Visualize the load on your database when 100 users fail at once.

[!TIP] Try it yourself: Click “Naive Retry” to see the spikes. Click “Backoff + Jitter” to see the smoothed load.

Load Visualizer

T=0s T=10s
Select a strategy.

3.2 Idempotency

[!WARNING] Never Retry non-idempotent operations without safeguards.

If POST /pay $100 times out, do not retry blindly. You might charge the user twice. Always require the client to generate an Idempotency Key (e.g., a UUID like req_8f7b...).

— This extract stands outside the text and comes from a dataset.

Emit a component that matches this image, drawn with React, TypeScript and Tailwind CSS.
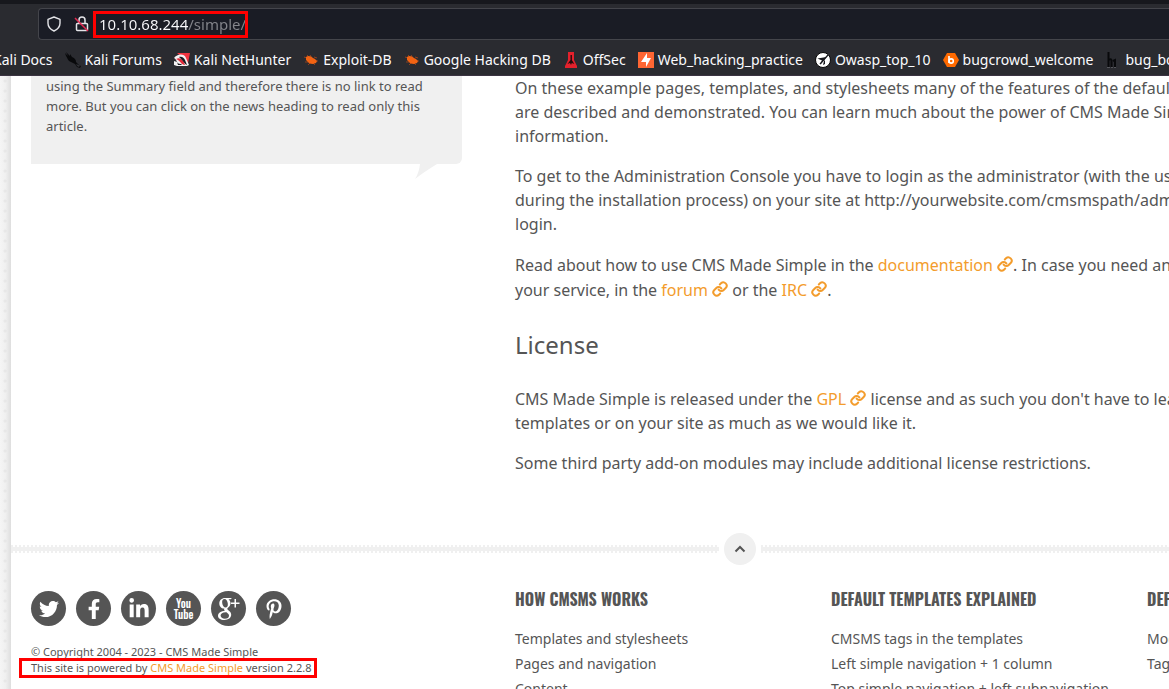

Anatomy of an Idempotent Request

  1. Storage: The server needs a fast, centralized store (like Redis) to map Idempotency Keys to their final responses. Set a TTL (e.g., 24 hours) to prevent Redis from growing infinitely.
  2. Concurrency Control: Two retries might arrive at the exact same millisecond. Use atomic operations (like Redis SETNX - Set If Not Exists) to ensure only the first thread actually executes the business logic.

The Flow:

  1. Client sends POST /pay with header Idempotency-Key: X.
  2. Server calls Redis: SETNX lock:X "PROCESSING".
  3. If SETNX returns false, another request is already handling it. Wait or return 409 Conflict.
  4. If SETNX returns true, we have the lock. Process the payment.
  5. Save the final response (e.g., {"status": "paid", "id": 99}) to Redis under key X.
  6. If the client retries later with Key X, the server skips the payment and directly serves the cached response from Redis.

4. Summary

Pattern Goal Analogy
Circuit Breaker Prevent cascading failure. Fuse box in your house.
Bulkhead Isolate resources. Watertight compartments on a ship.
Backoff + Jitter Spread out load during recovery. Polite conversation (don’t all speak at once).
Idempotency Safe retries. “I already paid you!”